The Friendship Breakup Economy

Just as celebrity friendships have commercial value, celebrity friendship breakups have become their own form of content. When high-profile celebrity friends stop appearing together, the speculation begins immediately. Fans dissect social media for clues, entertainment outlets write breakup retrospectives, and the drama generates engagement that both celebrities can potentially monetize.

Some friendship breakups seem strategically timed to coincide with competing projects or conflicting brand partnerships. Others appear genuinely personal but get leveraged for promotional purposes anyway. The line between authentic friendship drama and manufactured conflict has become as blurry as the friendships themselves.

The Future of Famous Friendship

As audiences become more sophisticated about these dynamics, the friendship economy will likely evolve toward greater transparency. Some celebrities are already experimenting with openly acknowledging the business aspects of their personal relationships, treating their friendships as partnerships rather than trying to maintain the fiction of purely personal connection.

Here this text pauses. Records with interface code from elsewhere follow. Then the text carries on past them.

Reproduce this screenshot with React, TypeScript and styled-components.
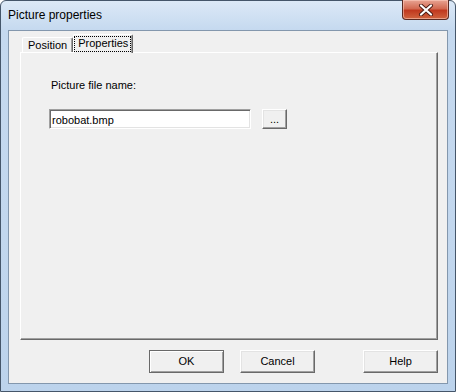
import React, { useState } from 'react';
import styled, { createGlobalStyle } from 'styled-components';

const GlobalStyle = createGlobalStyle`
  html, body {
    margin: 0;
    padding: 0;
    background: #ffffff;
  }
  * {
    box-sizing: border-box;
  }
`;

const Window = styled.div`
  width: 456px;
  height: 392px;
  border: 1px solid #45566a;
  border-radius: 6px 6px 0 0;
  background: linear-gradient(#dce9f7, #c5d9ef 29px, #c2d7ee 60%, #bcd3ec);
  display: flex;
  flex-direction: column;
  font-family: 'Liberation Sans', Arial, sans-serif;
`;

const TitleBar = styled.div`
  height: 29px;
  display: flex;
  align-items: flex-start;
  justify-content: space-between;
  padding-left: 7px;
`;

const Title = styled.span`
  font-family: 'Liberation Sans', Arial, sans-serif;
  font-size: 12px;
  line-height: 14px;
  margin-top: 7px;
  color: #000000;
`;

const CloseButton = styled.button`
  width: 47px;
  height: 20px;
  margin: -1px 6px 0 0;
  padding: 0;
  border: 1px solid #5a2a22;
  border-top: none;
  border-radius: 0 0 4px 4px;
  background: linear-gradient(#e8a493, #d26a52 45%, #c0391f 55%, #d0643f);
  box-shadow: inset 0 0 0 1px rgba(255, 210, 195, 0.55);
  display: flex;
  align-items: center;
  justify-content: center;
  cursor: pointer;
`;

const Frame = styled.div`
  flex: 1;
  display: flex;
  padding: 0 7px 7px 7px;
`;

const Client = styled.div`
  flex: 1;
  display: flex;
  flex-direction: column;
  background: #f0f0f0;
  border: 1px solid #8397ad;
  padding: 3px 9px 10px 11px;
  font-size: 11px;
  color: #000000;
`;

const TabArea = styled.div`
  flex: 1;
  display: flex;
  flex-direction: column;
`;

const TabStrip = styled.div`
  display: flex;
  align-items: flex-end;
  height: 18px;
  padding-left: 2px;
`;

const Tab = styled.div<{ $active?: boolean }>`
  height: ${p => (p.$active ? '19px' : '15px')};
  margin-bottom: ${p => (p.$active ? '-1px' : '0')};
  padding: ${p => (p.$active ? '2px 2px 0 1px' : '1px 5px 0 5px')};
  background: #f0f0f0;
  border-top: 1px solid #ffffff;
  border-left: 1px solid #ffffff;
  border-right: 1px solid #696969;
  border-radius: 2px 2px 0 0;
  box-shadow: inset -1px 0 0 #a0a0a0;
  position: relative;
  z-index: ${p => (p.$active ? 1 : 0)};
  line-height: 13px;
  white-space: nowrap;
`;

const FocusLabel = styled.span`
  display: inline-block;
  padding: 0 2px 1px 3px;
  outline: 1px dotted #000000;
  outline-offset: 0;
`;

const Panel = styled.div`
  flex: 1;
  margin-bottom: 10px;
  border-top: 1px solid #ffffff;
  border-left: 1px solid #ffffff;
  border-right: 1px solid #696969;
  border-bottom: 1px solid #696969;
  box-shadow: inset -1px -1px 0 #a0a0a0;
  padding: 26px 0 0 30px;
  display: flex;
  flex-direction: column;
  align-items: flex-start;
`;

const FieldLabel = styled.label`
  line-height: 13px;
  margin-bottom: 17px;
`;

const FieldRow = styled.div`
  display: flex;
  align-items: flex-start;
  gap: 11px;
  margin-left: -2px;
`;

const TextInput = styled.input`
  width: 202px;
  height: 20px;
  margin: 0;
  padding: 1px 2px 0;
  font-family: 'Liberation Sans', Arial, sans-serif;
  font-size: 11px;
  color: #000000;
  background: #ffffff;
  border-top: 1px solid #a0a0a0;
  border-left: 1px solid #a0a0a0;
  border-right: 1px solid #ffffff;
  border-bottom: 1px solid #ffffff;
  box-shadow: inset 1px 1px 0 #696969, inset -1px -1px 0 #e3e3e3;
  outline: none;
`;

const Button = styled.button<{ $default?: boolean; $width?: number }>`
  width: ${p => p.$width ?? 75}px;
  height: ${p => (p.$width ? 20 : 23)}px;
  margin: 0;
  padding: 0;
  font-family: 'Liberation Sans', Arial, sans-serif;
  font-size: 11px;
  color: #000000;
  background: #f0f0f0;
  border-top: 1px solid ${p => (p.$default ? '#696969' : '#ffffff')};
  border-left: 1px solid ${p => (p.$default ? '#696969' : '#ffffff')};
  border-right: 1px solid #696969;
  border-bottom: 1px solid #696969;
  box-shadow: ${p =>
    p.$default
      ? 'inset 1px 1px 0 #ffffff, inset -1px -1px 0 #a0a0a0'
      : 'inset -1px -1px 0 #a0a0a0, inset 1px 1px 0 #e3e3e3'};
  line-height: 13px;
  cursor: pointer;
`;

const ButtonRow = styled.div`
  display: flex;
  justify-content: flex-end;
  gap: 16px;
`;

const HelpButton = styled(Button)`
  margin-left: 32px;
`;

const CloseGlyph = () => (
  <svg width="16" height="12" viewBox="0 0 16 12">
    <path
      d="M3 1.5 L13 10.5 M13 1.5 L3 10.5"
      stroke="#4a1a12"
      strokeWidth="4"
      strokeLinecap="round"
    />
    <path
      d="M3 1.5 L13 10.5 M13 1.5 L3 10.5"
      stroke="#ffffff"
      strokeWidth="2.2"
      strokeLinecap="round"
    />
  </svg>
);

const App: React.FC = () => {
  const [fileName, setFileName] = useState('robobat.bmp');

  return (
    <>
      <GlobalStyle />
      <Window>
        <TitleBar>
          <Title>Picture properties</Title>
          <CloseButton aria-label="Close">
            <CloseGlyph />
          </CloseButton>
        </TitleBar>
        <Frame>
          <Client>
            <TabArea>
              <TabStrip>
                <Tab>Position</Tab>
                <Tab $active>
                  <FocusLabel>Properties</FocusLabel>
                </Tab>
              </TabStrip>
              <Panel>
                <FieldLabel htmlFor="picFile">Picture file name:</FieldLabel>
                <FieldRow>
                  <TextInput
                    id="picFile"
                    value={fileName}
                    onChange={e => setFileName(e.target.value)}
                  />
                  <Button $width={25}>...</Button>
                </FieldRow>
              </Panel>
            </TabArea>
            <ButtonRow>
              <Button $default>OK</Button>
              <Button>Cancel</Button>
              <HelpButton>Help</HelpButton>
            </ButtonRow>
          </Client>
        </Frame>
      </Window>
    </>
  );
};

export default App;
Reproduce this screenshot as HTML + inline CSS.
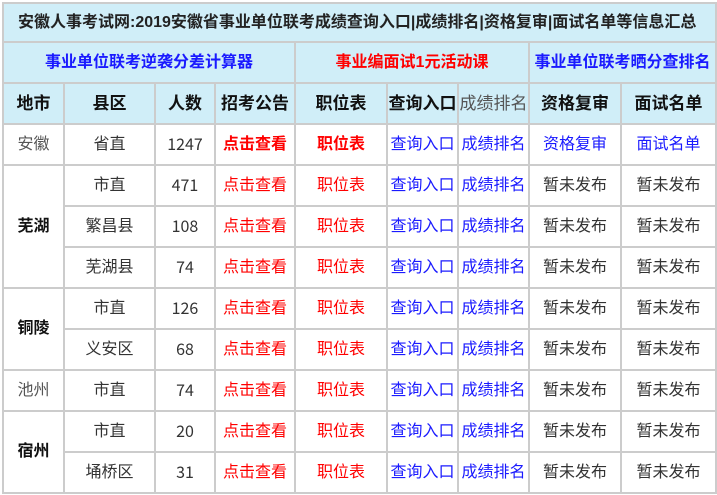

Younger celebrities, especially those who grew up with social media, seem more comfortable with the idea that personal relationships and professional opportunities can coexist without canceling each other out. They're more likely to be upfront about business partnerships with friends and less concerned with maintaining the illusion of separation between personal and professional life.

But until the industry reaches that level of transparency, every celebrity friendship announcement will come with the same question: Are we witnessing genuine connection, or are we watching the launch of Hollywood's newest business partnership?

Probably both — and maybe that's okay, as long as we know what we're really looking at.